I learned one thing, really, on my ten day vacation from my day job, blogging and writing: in college football, there truly is no offseason.

I planned a vacation in the mountains right before the Fourth of July, thinking that it's generally a dead time for college sports.  I'm not alone, either.  Most sportswriters do the same thing.

So what happens the week I'm gone?  Mike Szoztak, the longtime Rhode Island beat writer from the Providence Journal, drops the bombshell that the Rams are looking at moving their football team from the CAA to the NEC starting with the 2013 season. Ram sightings at Delaware's Tub, seen in this picture, might be less and less frequent.

At the beginning of 2009, the CAA had twelve teams and had split into North and South divisions. The main discussion point back then was how they were going to be able to accommodate Old Dominion and Georgia State in their powerhouse conference - and how many at-large bids they might have in the future.
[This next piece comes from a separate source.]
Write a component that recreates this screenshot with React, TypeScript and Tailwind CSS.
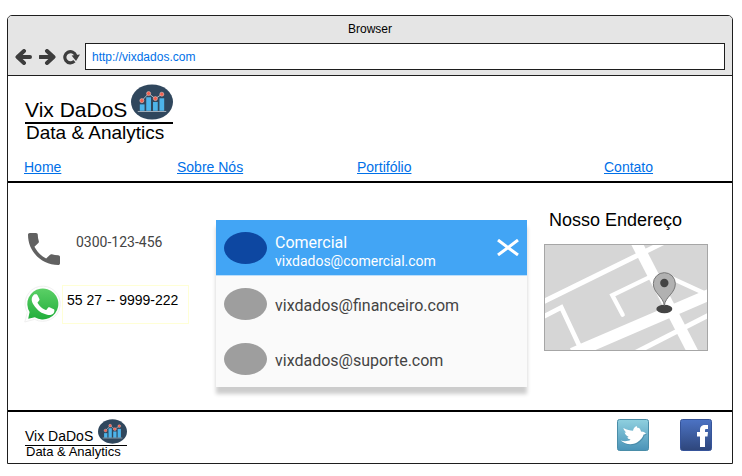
const sans = "font-['Liberation_Sans',Arial,sans-serif]";
const roboto = "font-[Roboto,sans-serif]";
const linkColor = 'text-[#0070e8]';

function ArrowIcon({ flip = false }: { flip?: boolean }) {
  return (
    <svg viewBox="0 0 17 16" className="h-4 w-[17px]" fill="none" stroke="#3d3d3d" strokeWidth="4" aria-hidden="true">
      {flip ? <path d="M1 8H14M8 2l6.500 6L8 14" strokeLinejoin="round" strokeLinecap="round" /> : <path d="M15 8H3M9 2L2.500 8 9 14" strokeLinejoin="round" strokeLinecap="round" />}
    </svg>
  );
}

function ReloadIcon() {
  return (
    <svg viewBox="0 0 17 16" className="h-4 w-[17px]" aria-hidden="true">
      <path d="M11.400 12.200A5.600 5.600 0 1 1 12.800 6.600" fill="none" stroke="#3d3d3d" strokeWidth="3.200" />
      <path d="M8.600 6.600L17 5.600 13 12z" fill="#3d3d3d" />
    </svg>
  );
}

function ChartBadge({ className }: { className: string }) {
  return (
    <svg viewBox="0 0 124 106" className={className} aria-hidden="true">
      <ellipse cx="62" cy="53" rx="62" ry="52" fill="#30475d" />
      <g fill="#4db4ea">
        <rect x="26" y="60" width="14" height="19" />
        <rect x="45" y="39" width="14" height="40" />
        <rect x="65" y="53" width="14" height="26" />
        <rect x="84" y="42" width="14" height="37" />
      </g>
      <path d="M20 81H104" stroke="#dfe6ea" strokeWidth="2" />
      <path d="M32 49L52 28 72 43 91 30" fill="none" stroke="#e8ecef" strokeWidth="2" />
      <g fill="#f0604f" stroke="#f6d3ce" strokeWidth="1.500">
        <circle cx="32" cy="49" r="6" />
        <circle cx="52" cy="28" r="6" />
        <circle cx="72" cy="43" r="6" />
        <circle cx="91" cy="30" r="6" />
      </g>
    </svg>
  );
}

const handset =
  'M6.62 10.79c1.44 2.83 3.76 5.14 6.59 6.59l2.2-2.2c.27-.27.67-.36 1.02-.24 1.12.37 2.33.57 3.57.57.55 0 1 .45 1 1V20c0 .55-.45 1-1 1-9.39 0-17-7.61-17-17 0-.55.45-1 1-1h3.5c.55 0 1 .45 1 1 0 1.25.2 2.45.57 3.57.11.35.03.74-.25 1.02l-2.2 2.2z';

function WhatsAppIcon() {
  return (
    <svg viewBox="0 0 38 38" className="h-[38px] w-[38px] shrink-0" aria-hidden="true">
      <defs>
        <linearGradient id="wa" x1="0" y1="0" x2="0" y2="1">
          <stop offset="0" stopColor="#5bd066" />
          <stop offset="1" stopColor="#22ae3c" />
        </linearGradient>
      </defs>
      <path d="M.8 37L3.300 27.400A17.600 17.600 0 1 1 10.600 34.400z" fill="#fdfdfd" stroke="#ececec" strokeWidth=".8" />
      <path d="M4.200 33.700L5.600 27A15.500 15.500 0 1 1 10.800 32.200z" fill="url(#wa)" />
      <path
        d="M13.400 10.100c-.4-.9-.8-.9-1.200-.9h-1c-.4 0-1 .1-1.500.7-.5.6-2 1.900-2 4.600s2 5.400 2.300 5.700c.3.4 3.900 6.200 9.600 8.400 4.700 1.900 5.700 1.500 6.700 1.400 1-.1 3.300-1.300 3.700-2.600.5-1.300.5-2.400.3-2.600-.1-.3-.5-.4-1.100-.7l-3.700-1.800c-.5-.2-.9-.3-1.300.3l-1.700 2.100c-.3.4-.7.4-1.200.1-.6-.3-2.400-.9-4.500-2.800-1.700-1.500-2.800-3.300-3.100-3.900-.3-.6 0-.9.2-1.100l.9-1c.3-.3.4-.6.6-.9.2-.4.1-.7 0-1z"
        fill="#fff"
      />
    </svg>
  );
}

function StreetMap() {
  return (
    <svg viewBox="0 0 492 321" className="block w-full" role="img" aria-label="Mapa">
      <rect width="492" height="321" fill="#d6d6d6" />
      <g fill="none" stroke="#fff">
        <path d="M-8 176L360 -5" strokeWidth="15" />
        <path d="M272 -14L452 335" strokeWidth="33" />
        <path d="M85 329L510 146" strokeWidth="35" />
        <path d="M-8 221L52 190 108 310" strokeWidth="14" />
        <path d="M320 98L205 154 236 212" strokeWidth="13" strokeLinecap="round" />
        <path d="M380 101L480 147" strokeWidth="13" />
        <path d="M270 328L505 208" strokeWidth="15" />
      </g>
      <ellipse cx="361" cy="195" rx="24" ry="12.500" fill="#444" />
      <path d="M361 184C358 158 328 148 328 119A33 33 0 0 1 394 119C394 148 364 158 361 184z" fill="#b1b1b1" stroke="#777" strokeWidth="3" />
      <circle cx="361" cy="117" r="12.500" fill="#444" />
      <rect x="1.500" y="1.500" width="489" height="318" fill="none" stroke="#a6a6a6" strokeWidth="3" />
    </svg>
  );
}

const bird =
  'M29 14.500C27.500 13 26 12.300 24 12.500 24 10.500 22.500 8.500 20.500 8.700L19.500 7C17.800 7.800 16.500 9.300 16 11.800 13 11.800 10 10.800 6.300 9 7 11 8 12.500 9.300 13.500L7.600 13.500C8.200 15.500 9.800 17.200 11.800 17.900L10.200 18.500C11 19.700 12 20.300 13.500 20.700 11 22.300 7.500 22.600 3.700 21.500 8 25.500 15 26.300 20 23.500 24 21.200 26 18 26.600 15.600 27.600 15.600 28.400 15.200 29 14.500z';

function TwitterIcon() {
  return (
    <svg viewBox="0 0 32 32" className="h-8 w-8" aria-hidden="true">
      <defs>
        <linearGradient id="tw" x1="0" y1="0" x2="0" y2="1">
          <stop offset="0" stopColor="#8fd0df" />
          <stop offset="1" stopColor="#4a93b8" />
        </linearGradient>
      </defs>
      <rect x=".5" y=".5" width="31" height="31" rx="2" fill="url(#tw)" stroke="#4a8da8" />
      <path d={bird} transform="translate(.8 1)" fill="#3d7f9d" opacity=".6" />
      <path d={bird} fill="#fff" />
    </svg>
  );
}

function FacebookIcon() {
  return (
    <svg viewBox="0 0 32 32" className="h-8 w-8" aria-hidden="true">
      <defs>
        <linearGradient id="fb" x1="0" y1="0" x2="0" y2="1">
          <stop offset="0" stopColor="#4c73c4" />
          <stop offset="1" stopColor="#2e467b" />
        </linearGradient>
      </defs>
      <rect x=".5" y=".5" width="31" height="31" rx="2" fill="url(#fb)" stroke="#36549a" />
      <path d="M20 28V17.500H17V13H20V11C20 7.500 21.800 6 25 6H28V10H26.200C25.200 10 25 10.500 25 11.500V13H28L27.500 17.500H25V28z" fill="#fff" />
    </svg>
  );
}

const navItems = ['Home', 'Sobre Nós', 'Portifólio', 'Contato'];
const contacts = ['vixdados@financeiro.com', 'vixdados@suporte.com'];

export default function App() {
  return (
    <div className={`${sans} bg-white pt-[15px] pr-[9px] pb-3 pl-[7px] text-black`}>
      <div className="overflow-hidden rounded-t-[5px] border border-[#1e1e1e]">
        <div className="border-b border-[#1e1e1e] bg-[#e5e5e5] px-[7px] pb-[5px]">
          <div className="pt-px pb-[2px] text-center text-xs leading-6">Browser</div>
          <div className="flex items-center">
            <div className="flex gap-[7px] pr-[5px]">
              <button type="button" aria-label="Voltar"><ArrowIcon /></button>
              <button type="button" aria-label="Avançar"><ArrowIcon flip /></button>
              <button type="button" aria-label="Recarregar"><ReloadIcon /></button>
            </div>
            <input
              aria-label="Endereço"
              defaultValue="http://vixdados.com"
              className={`h-[27px] min-w-0 flex-1 border border-[#1e1e1e] bg-white px-[6px] text-xs outline-none ${linkColor}`}
            />
          </div>
        </div>

        <header className="border-b-2 border-black pt-2 pb-1 pl-4">
          <div className="ml-px w-[148px]">
            <div className="flex items-end justify-between border-b-2 border-black pb-[2px]">
              <span className="text-[21px] leading-5 whitespace-nowrap">Vix DaDoS</span>
              <ChartBadge className="h-9 w-[42px] shrink-0" />
            </div>
            <div className="pl-px text-[19px] leading-[18px] whitespace-nowrap">Data &amp; Analytics</div>
          </div>
          <nav className="mt-[15px] grid grid-cols-[153fr_180fr_247fr_128fr] text-sm leading-5">
            {navItems.map((item) => (
              <a key={item} href="#" className={`justify-self-start underline ${linkColor}`}>{item}</a>
            ))}
          </nav>
        </header>

        <main className="grid grid-cols-[175fr_311fr_164fr] items-start gap-[17px] pr-6 pb-[23px] pl-4">
          <section className="pt-[50px]">
            <div className="flex items-start gap-4 pl-1">
              <svg viewBox="3 3 18 18" preserveAspectRatio="none" className="h-8 w-8 shrink-0" aria-hidden="true">
                <path d={handset} fill="#616161" />
              </svg>
              <span className={`${roboto} text-sm leading-[18px] text-[#444]`}>0300-123-456</span>
            </div>
            <div className="mt-5 flex items-start">
              <WhatsAppIcon />
              <div className="h-[39px] w-[127px] border border-[#ffffd6] px-1 py-1 text-sm leading-5 whitespace-nowrap">55 27 -- 9999-222</div>
            </div>
          </section>

          <section className={`${roboto} mt-[37px] bg-[#fafafa] shadow-[0_7px_4px_rgba(0,0,0,0.2)]`}>
            <div className="flex h-14 items-center border-b border-[#bbdefb] bg-[#42a5f5] px-2 text-white">
              <span className="h-8 w-[43px] shrink-0 rounded-[50%] bg-[#0d47a1]" />
              <div className="ml-2 flex-1 pt-2">
                <div className="text-base leading-[18px]">Comercial</div>
                <div className="text-sm leading-[18px]">vixdados@comercial.com</div>
              </div>
              <button type="button" aria-label="Fechar">
                <svg viewBox="0 0 22 17" className="h-[17px] w-[22px]" fill="none" stroke="#fff" strokeWidth="3" aria-hidden="true">
                  <path d="M1 1L21 16M21 1L1 16" />
                </svg>
              </button>
            </div>
            <ul className="pb-px">
              {contacts.map((mail) => (
                <li key={mail} className="flex h-[55px] items-center px-2">
                  <span className="h-8 w-[43px] shrink-0 rounded-[50%] bg-[#9e9e9e]" />
                  <span className="ml-2 pt-1 text-base leading-5 text-[#444]">{mail}</span>
                </li>
              ))}
            </ul>
          </section>

          <section className="pt-[25px]">
            <h2 className="mb-3 pl-[5px] text-lg leading-6 whitespace-nowrap">Nosso Endereço</h2>
            <StreetMap />
          </section>
        </main>

        <footer className="flex items-start justify-between border-t-2 border-black pt-[7px] pr-5 pb-[5px] pl-4">
          <div className="ml-px w-[102px]">
            <div className="flex items-end justify-between border-b border-black pb-px">
              <span className="text-sm leading-4 whitespace-nowrap">Vix DaDoS</span>
              <ChartBadge className="h-[25px] w-[29px] shrink-0" />
            </div>
            <div className="pl-px text-[13px] leading-3 whitespace-nowrap">Data &amp; Analytics</div>
          </div>
          <div className="flex gap-[31px]">
            <a href="#" aria-label="Twitter"><TwitterIcon /></a>
            <a href="#" aria-label="Facebook"><FacebookIcon /></a>
          </div>
        </footer>
      </div>
    </div>
  );
}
How things have changed only 365 days later. (more)


The URI Rams have a long, storied history in Northeast football, first suiting up in 1895 and playing pigskin for more than a century.  They boast a continuous rivalry with in-state rival Brown, which started in 1909 when the Bears agreed to play small "Rhode Island State" college in an early-season matchup.  Still played today, the winner gets the "Governor's Cup" in one of the best-attended games on both teams' schedules.

Along with UMass, UConn, Maine and New Hampshire, they were one of the original members of the Yankee Conference that were a Northeastern small college institution for more than fifty years.  URI has played each of these four schools more than eighty times apiece, and also captured seven Yankee Conference titles in their history (including three FCS playoff appearances, including opening-round wins over Richmond and Akron in the 1980s).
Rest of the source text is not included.